Focus Allemagne

« Island of the hungry ghosts »: voyage confus au pays des crabes

 

Un territoire hors du temps, hérissé de crêtes battues par les vagues. Gabrielle Brady, réalisatrice australienne d’Island of the hungry ghosts produit notamment par Chrosmom Film Germany, suit le parcours d’une psychologue accompagnant les demandeurs d’asile sur l’île Christmas, à des centaines de kilomètres de la province de Java occidental. Poétique mais décousu.
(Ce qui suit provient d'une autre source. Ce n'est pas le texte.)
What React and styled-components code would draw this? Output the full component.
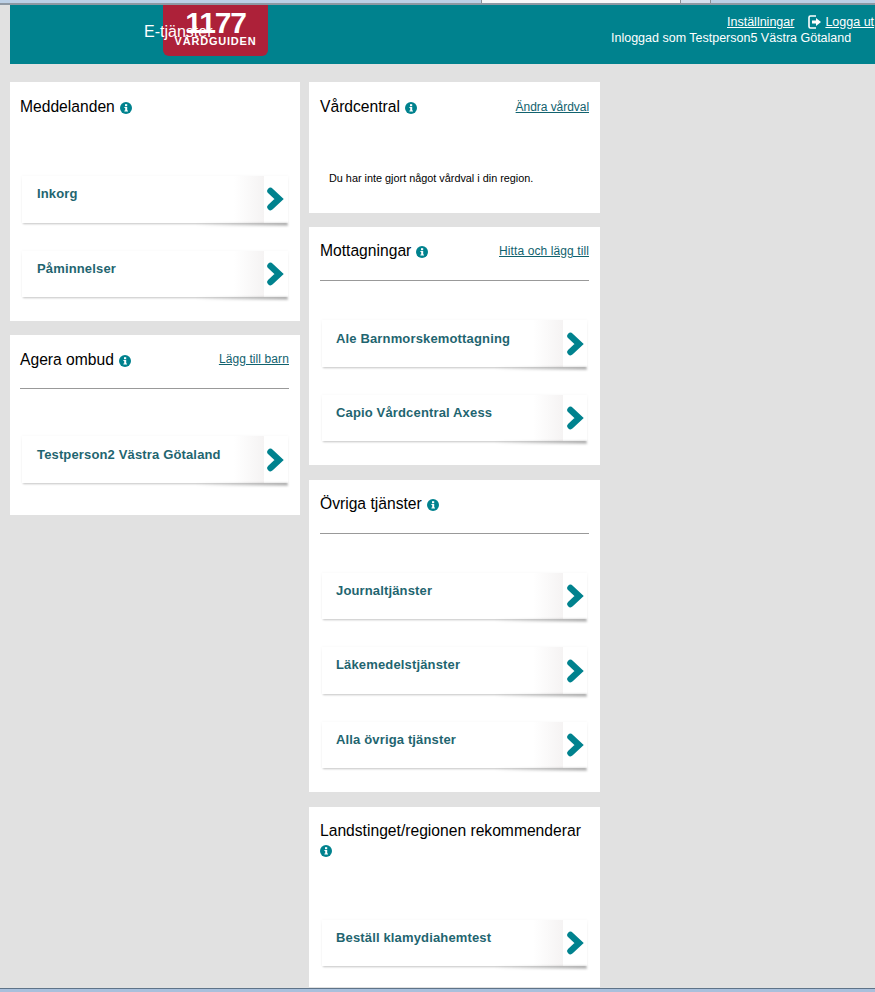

Effrayante, mystérieuse, emprunte de spiritualité. L’île Christmas paraît renfermer dans ses forêts, sur ses plages, le murmure des « esprits vivants » qui peuplent ce territoire extérieur australien. Ici, à l’extrémité du monde, les crabes migrent de la forêt à la mer à la saison des pluies. Une vague rouge, mouvante, affrontant obstacles et entraves pour arriver à leur terre promise. Un exode faisant écho à l’arrivée de centaines de demandeurs d’asile arrivant sur l’île Christmas. Ils sont admis dans un centre, dans des conditions de vie laborieuses, le temps que leur demande d’asile soit instruite. Ce centre a d’ailleurs fermé ses portes en octobre 2018.

Dans « Island of hungry ghosts » Gabrielle Brady suit Poh Lin Lee, travailleuse sociale australienne apportant une aide psychologique à ces demandeurs d’asile qui ont subi le pire. Lors de longues scènes du film, Poh Lin écoute, panse, et questionne la peur, l’abandon, la solitude. Le film suit aussi son quotidien, sa vie de famille avec son mari français Arthur Floret et leurs deux petites filles Poppy et Albertine, entre promenades dominicales et camping sauvage.

Le film se poursuit, Poh Lin supporte de moins en moins la misère humaine à laquelle elle fait face chaque jour. « Qu’aurais-je fait à sa place ? Aurais-je lâché prise ? Me serais-je laissée mourir ? », souffle Poh Lin à son mari en lui racontant un de ses entretiens avec un réfugié, ayant frôlé la mort après le naufrage de l’embarcation qui le transportait.

Un puzzle, poétique mais chaotique

De beauté, Island of hungry ghosts n’en manque pas. Aux plans fixes de bord de mer, succèdent les plans fixes des étendues rocheuses de l’île. On voit un couple asiatique se recueillir autour de tombes dans la forêt, une femme courir dans la rue pour se jeter à l’eau. Des scènes qui s’étirent en longueur, jusqu’à perdre le propos. Un documentaire qui aurait sûrement gagné en profondeur en s’éparpillant moins, en se concentrant sur l’essentiel, avec des scènes plus courtes, plus percutantes. « Island of hungry ghosts » tombe dans un piège qu’il s’est lui-même tendu : pour faire profond, faire trop long.

Les séquences se suivent parfois sans grande cohérence, voulant à la fois traiter la spécificité de ce territoire reclus du monde et sa culture, la détresse profonde ressentie par ces demandeurs d’asile en quête d’un avenir meilleur, le parcours d’une travailleuse sociale et sa famille. A l’issue des 1h36 que dure le documentaire, à la question « que raconte le film ? », le spectateur ne sait finalement plus quoi répondre. Un manque de rythme et de cohérence, qui handicape ce microcosme délicat qu’est Island of the hungry ghosts.